School combats classroom shootings by arming students with canned food

Published 3:15 pm Wednesday, January 14, 2015

Students at a middle school in Valley, Alabama are holding a canned food drive to help save lives — their own.

As part of its active shooter preparedness efforts, W.F. Burns Middle School is asking “each student to bring an 8 oz. canned food item (corn, beans, peas, etc.) to use in case an intruder enters their classroom.”

The school recently informed its students’ parents of the plan in a letter. 

“We realize at first this may seem odd,” the letter reads, “however, it is a practice that would catch an intruder off-guard. The canned food item could stun the intruder or even knock him until the police arrive.”

School officials have come under facetious Facebook fire for, in the language of the letter “arming our students with a canned food item”, but it’s heat Chambers County School Superintendent Kelli Moore Hodge says she’s willing to take. 

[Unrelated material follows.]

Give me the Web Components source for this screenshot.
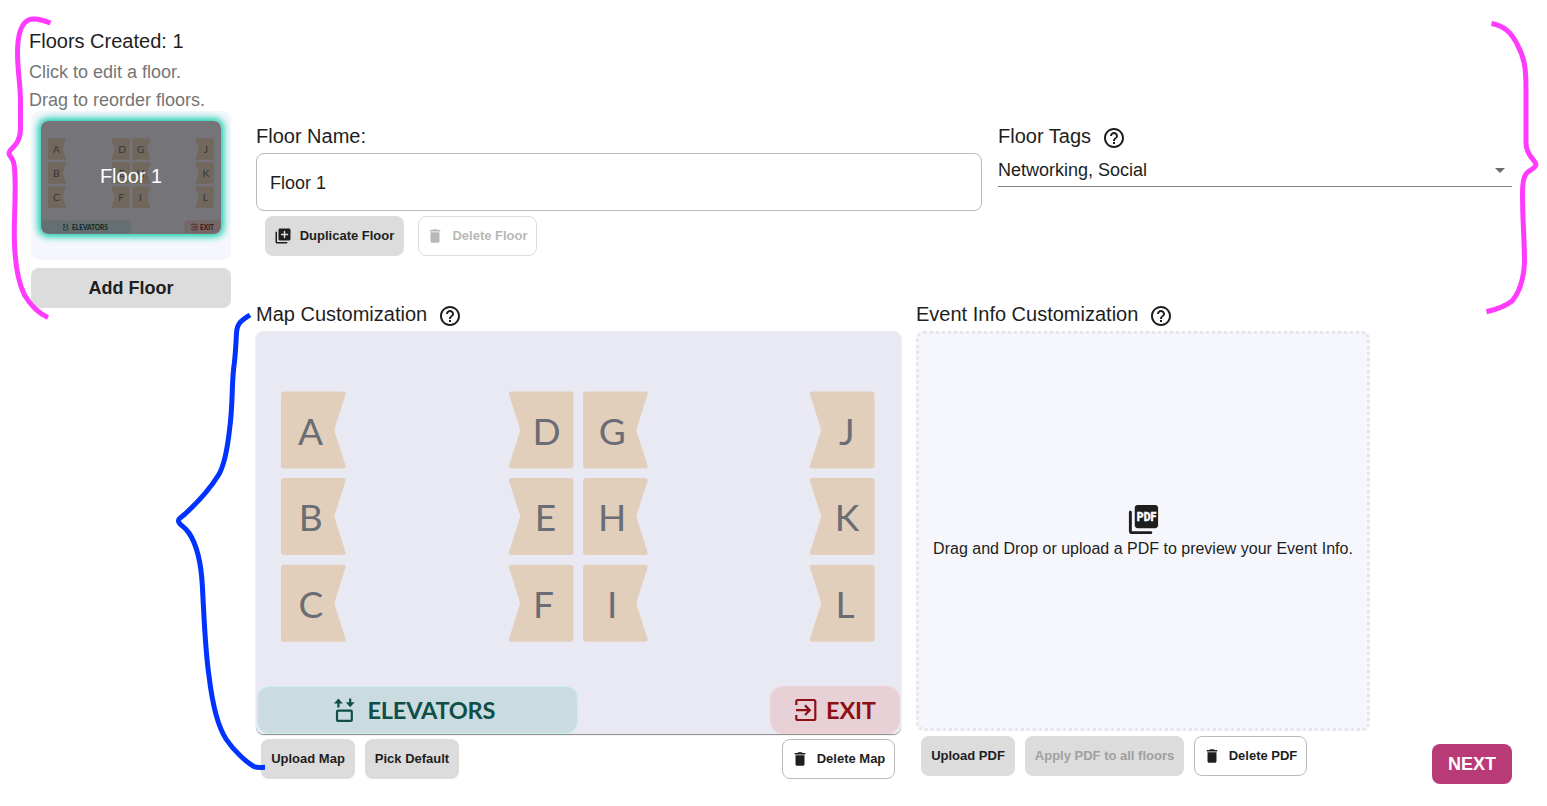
<!DOCTYPE html>
<html lang="en">
<head>
<meta charset="utf-8">
<title>Floors</title>
<style>
html,body{margin:0;background:#fff}
body{font-family:"Liberation Sans",Arial,sans-serif;color:#1e1e1e;height:806px;overflow:hidden}
</style>
</head>
<body>
<floor-editor></floor-editor>
<script>
const define = (name, html, setup) => {
  const tpl = document.createElement('template');
  tpl.innerHTML = html;
  customElements.define(name, class extends HTMLElement {
    connectedCallback() {
      if (this.shadowRoot) return;
      const root = this.attachShadow({mode: 'open'});
      root.append(tpl.content.cloneNode(true));
      if (setup) setup(this, root);
    }
  });
};

const ICONS = {
  help: '<path d="M11 18h2v-2h-2v2zm1-16C6.48 2 2 6.48 2 12s4.48 10 10 10 10-4.48 10-10S17.52 2 12 2zm0 18c-4.41 0-8-3.59-8-8s3.59-8 8-8 8 3.59 8 8-3.59 8-8 8zm0-14c-2.21 0-4 1.79-4 4h2c0-1.1.9-2 2-2s2 .9 2 2c0 2-3 1.75-3 5h2c0-2.25 3-2.5 3-5 0-2.21-1.79-4-4-4z"/>',
  trash: '<path d="M6 19c0 1.1.9 2 2 2h8c1.1 0 2-.9 2-2V7H6v12zM19 4h-3.5l-1-1h-5l-1 1H5v2h14V4z"/>',
  copy: '<path d="M3 6c-.6 0-1 .4-1 1v13c0 1.1.9 2 2 2h13c.6 0 1-.4 1-1s-.4-1-1-1H4V7c0-.6-.4-1-1-1zm17-4H8c-1.1 0-2 .9-2 2v12c0 1.1.9 2 2 2h12c1.1 0 2-.9 2-2V4c0-1.1-.9-2-2-2zm-2 9h-3v3c0 .6-.4 1-1 1s-1-.4-1-1v-3h-3c-.6 0-1-.4-1-1s.4-1 1-1h3V6c0-.6.4-1 1-1s1 .4 1 1v3h3c.6 0 1 .4 1 1s-.4 1-1 1z"/>',
  pdf: '<path d="M20 2H8c-1.1 0-2 .9-2 2v12c0 1.1.9 2 2 2h12c1.1 0 2-.9 2-2V4c0-1.1-.9-2-2-2zM3 6c-.6 0-1 .4-1 1v13c0 1.1.9 2 2 2h13c.6 0 1-.4 1-1s-.4-1-1-1H4V7c0-.6-.4-1-1-1z"/><text x="7.4" y="12.9" textLength="13.3" lengthAdjust="spacingAndGlyphs" font-family="Roboto,sans-serif" font-weight="900" font-size="8.2" fill="#fff" stroke="#fff" stroke-width=".2">PDF</text>',
  caret: '<path d="M7 10l5 5 5-5z"/>'
};
define('ui-icon', `<style>:host{display:block;flex:none}svg{display:block;width:100%;height:100%;fill:currentColor}</style><svg viewBox="0 0 24 24"></svg>`,
  (el, r) => {
    const s = el.getAttribute('size') || 24;
    el.style.width = el.style.height = s + 'px';
    r.querySelector('svg').innerHTML = ICONS[el.getAttribute('name')];
  });

define('ui-button', `<style>
:host{display:flex;flex:none;box-sizing:border-box;height:40px;border-radius:8px;background:#dcdcdc;align-items:center;justify-content:center;font-weight:700;font-size:13px;letter-spacing:0;white-space:nowrap;padding-bottom:1px}
:host([outlined]){background:#fff;border:1px solid #b9b9b9}
:host([disabled]){color:#a0a0a0}
:host([outlined][disabled]){color:#b8b8b8;border-color:#dcdcdc}
:host([large]){font-size:18px;padding-bottom:0}
:host([primary]){background:#b83b77;color:#fff}
::slotted(ui-icon){margin:1px 8px 0 -1px}
</style><slot></slot>`);

define('ui-heading', `<style>
:host{display:flex;height:32px;line-height:32px;font-size:20px;white-space:nowrap}
ui-icon{margin:6px 0 0 11px}
</style><slot></slot>`, (el, r) => {
  if (el.hasAttribute('help')) {
    const i = document.createElement('ui-icon');
    i.setAttribute('name', 'help');
    r.append(i);
  }
});

/* Booth map, shared by the large preview and the floor thumbnail */
define('floor-map', `<style>:host{display:block}svg{display:block;width:100%;height:100%}</style>
<svg viewBox="0 0 645 403">
<rect width="645" height="403" fill="#e9e9f3"/>
<g id="booths" font-family="Lato,sans-serif" font-size="37" fill="#6a6d75" text-anchor="middle"></g>
<rect x="1.5" y="355.5" width="320" height="47" rx="12" fill="#cadce0" stroke="#c6efe9"/>
<g fill="none" stroke="#0f4f48" stroke-width="2.2">
<rect x="81" y="379.7" width="14.8" height="10.2" rx="1"/>
<path d="M82.400 376.500v-6M94.200 367.500v6"/></g>
<path d="M78 372.5l4.4-5 4.4 5zM89.8 371.300l4.4 5 4.4-5z" fill="#0f4f48"/>
<text x="111.5" y="388" textLength="128" font-family="Lato,sans-serif" font-weight="700" font-size="23.6" fill="#0f4f48">ELEVATORS</text>
<rect x="514.5" y="355.5" width="129" height="47" rx="12" fill="#e8d0d7" stroke="#f3d3d8"/>
<g fill="none" stroke="#8e1014" stroke-width="2.200">
<path d="M540.300 374v-3.500q0-1.500 1.500-1.500h16q1.500 0 1.500 1.500v17q0 1.500-1.500 1.500h-16q-1.500 0-1.500-1.500v-3.500M540 379.200h13M549 374.400l4.8 4.8-4.8 4.8"/></g>
<text x="570" y="388.3" textLength="50" font-family="Lato,sans-serif" font-weight="700" font-size="23.6" fill="#8e1014">EXIT</text>
</svg>`, (el, r) => {
  const right = 'M3 0H62Q65.500 0 64.500 3L54 36Q53 38.500 54 41L64.500 74Q65.500 77 62 77H3Q0 77 0 74V3Q0 0 3 0Z';
  const cols = [[25, 0, 'ABC', [54.6, 54.7, 54.9]], [253, 1, 'DEF', [290.6, 289.4, 287.500]], [327, 0, 'GHI', [356.2, 356, 356.2]], [554, 1, 'JKL', [590.8, 591, 589]]];
  const rows = [60.6, 147, 233.8];
  let out = '';
  for (const [x, flip, names, tx] of cols)
    rows.forEach((y, i) => {
      out += `<path fill="#e2cfbb" d="${right}" transform="translate(${flip ? x + 64.5 : x} ${y})${flip ? ' scale(-1 1)' : ''}"/><text x="${tx[i]}" y="${y + 53.2}">${names[i]}</text>`;
    });
  r.querySelector('#booths').innerHTML = out;
});

define('floor-card', `<style>
:host{display:grid;width:180px;height:113px;border-radius:7px;box-shadow:0 0 7px 2.500px #19cfae;overflow:hidden}
floor-map,div{grid-area:1/1;min-width:0;min-height:0}
div{position:relative;background:rgba(0,0,0,.5);color:#fff;font-size:20px;display:flex;align-items:center;justify-content:center;padding-bottom:3px}
</style><floor-map></floor-map><div><slot></slot></div>`);

define('floor-list', `<style>
:host{display:flex;flex-direction:column;width:202px}
p{margin:0;color:#757575;font-size:18px;line-height:28px;height:28px;white-space:nowrap}
ui-heading{height:33px}
.panel{box-sizing:border-box;width:200px;height:149px;margin:-3px 0 8px 2px;border-radius:8px;background:#f6f7fd;padding:10px}
ui-button{width:200px;margin-left:2px}
</style>
<ui-heading>Floors Created: 1</ui-heading>
<p>Click to edit a floor.</p><p>Drag to reorder floors.</p>
<div class="panel"><floor-card>Floor 1</floor-card></div>
<ui-button large>Add Floor</ui-button>`);

define('floor-details', `<style>
:host{display:grid;grid-template-columns:726px 514px;column-gap:16px;height:178px}
.input{box-sizing:border-box;height:58px;margin-top:1px;border:1px solid #b9b9b9;border-radius:8px;padding:0 13px;font-size:18px;line-height:58px}
.row{display:flex;gap:14px;margin:5px 0 0 9px}
.select{box-sizing:border-box;display:flex;justify-content:space-between;height:35px;border-bottom:1px solid #858585;font-size:18px;line-height:36px}
.select ui-icon{color:#6b6b6b;margin-top:6px}
</style>
<section><ui-heading>Floor Name:</ui-heading><div class="input">Floor 1</div>
<div class="row"><ui-button style="width:139px"><ui-icon name="copy" size="18"></ui-icon>Duplicate Floor</ui-button><ui-button outlined disabled style="width:119px"><ui-icon name="trash" size="18"></ui-icon>Delete Floor</ui-button></div></section>
<section><ui-heading help>Floor Tags</ui-heading><div class="select"><span>Networking, Social</span><ui-icon name="caret"></ui-icon></div></section>`);

define('map-panel', `<style>
:host{display:block;width:645px;flex:none}
floor-map{width:645px;height:403px;margin-top:1px;border-radius:8px;overflow:hidden;box-shadow:0 1px 1px #888,0 0 1px #ddd}
.row{display:flex;gap:10px;margin:5px 6px 0 5px}
.end{margin-left:auto}
</style>
<ui-heading help>Map Customization</ui-heading><floor-map></floor-map>
<div class="row"><ui-button style="width:94px">Upload Map</ui-button><ui-button style="width:94px">Pick Default</ui-button><ui-button class="end" outlined style="width:113px"><ui-icon name="trash" size="18"></ui-icon>Delete Map</ui-button></div>`);

define('event-panel', `<style>
:host{display:block;width:454px;flex:none}
.drop{box-sizing:border-box;height:400px;margin-top:1px;border:3px dotted #e5e5ee;border-radius:8px;background:#f6f7fd;display:flex;flex-direction:column;align-items:center;padding-top:168px;font-size:16px;line-height:24px;white-space:nowrap}
.row{display:flex;gap:10px;margin:5px 0 0 5px}
</style>
<ui-heading help>Event Info Customization</ui-heading>
<div class="drop"><ui-icon name="pdf" size="35"></ui-icon><span>Drag and Drop or upload a PDF to preview your Event Info.</span></div>
<div class="row"><ui-button style="width:94px">Upload PDF</ui-button><ui-button disabled style="width:159px">Apply PDF to all floors</ui-button><ui-button outlined style="width:113px"><ui-icon name="trash" size="18"></ui-icon>Delete PDF</ui-button></div>`);

/* Freehand braces drawn over the page */
define('brace-layer', `<style>:host{position:absolute;inset:0;pointer-events:none}svg{display:block}</style>
<svg width="1547" height="806" fill="none" stroke-width="5" stroke-linejoin="round">
<path stroke="#ff3bff" d="M50.500 23C41 19.500 34 17.500 28.500 20C20 24 17.500 38 17.500 53C17.500 72 20.700 84 20.500 105V128C20.500 146 9.500 148 9 153C9 157 13 156 14.300 166C16.500 186 14.300 205 14.300 235C14.500 262 17.500 281 24.500 295C31 306 38 313 48 317.500"/>
<path stroke="#ff3bff" d="M1491.500 23.500C1505 26 1512 33 1518 46C1524 57 1526 67 1526 88V143C1526 156 1536 160 1536 165C1535 169 1530 169 1526 174C1523 178 1522.500 183 1522.500 193C1522.500 222 1524.500 238 1524.500 263C1523.500 280 1519 293 1512 301C1506 306 1498 309 1486.500 311.700"/>
<path stroke="#0033ff" d="M250 315C242 320 237 323 236.500 333C235.500 350 235.500 356 233.700 368C231.500 388 233 404 229.500 430C227 452 224 466 218.500 475C208 492 197 503 185 514C181 517.500 177 519 179 522.500C181 526 185 527 189 533C197 545 201 562 202.300 585C204.500 625 205 648 209 676C212 701 217 725 226 739C234 751 246 762 254 766.500C257 768 261 767.300 265 767.300"/>
</svg>`);

define('floor-editor', `<style>
:host{display:flex;position:relative;box-sizing:border-box;width:1547px;height:806px;padding:25px 0 0 29px;overflow:hidden;gap:25px}
main{padding-top:95px;width:1256px}
.panels{display:flex;gap:15px}
.next{margin:446px 0 0 47px;width:80px}
</style>
<floor-list></floor-list>
<main><floor-details></floor-details>
<div class="panels"><map-panel></map-panel><event-panel></event-panel><ui-button class="next" large primary>NEXT</ui-button></div></main>
<brace-layer></brace-layer>`);
</script>
</body>
</html>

“Their (W.F. Burns Middle School students) safety and security is the number one thing we are looking at here,” Hodge told WBRL. “We are trying to give them options instead of making them sitting ducks,” Hodge says. 

Hodge says the shelf-stable arsenal is just one element of the ALICE (Alert Lockdown Inform Counter Evaluate) active shooter response training already employed by several other schools and universities across the country, including nearby Auburn University, which is helping the Chambers County School District train in ALICE techniques. 

An ALICE demonstration video produced by Auburn in 2013 shows students using backpacks and text books to repel a would-be shooter.

Hodge contends hurling cans of carrots and corn would have the same effect. 

“The canned food item will give the students a sense of empowerment to protect themselves and will make them feel secure in case an intruder enters their classroom,” the letter sent to W.F. Burns Middle School parents reads.  

“We hope the canned food items will never be used or needed, but it is best to be prepared. At the end of the school year, the cans will be donated to The Food Closet.”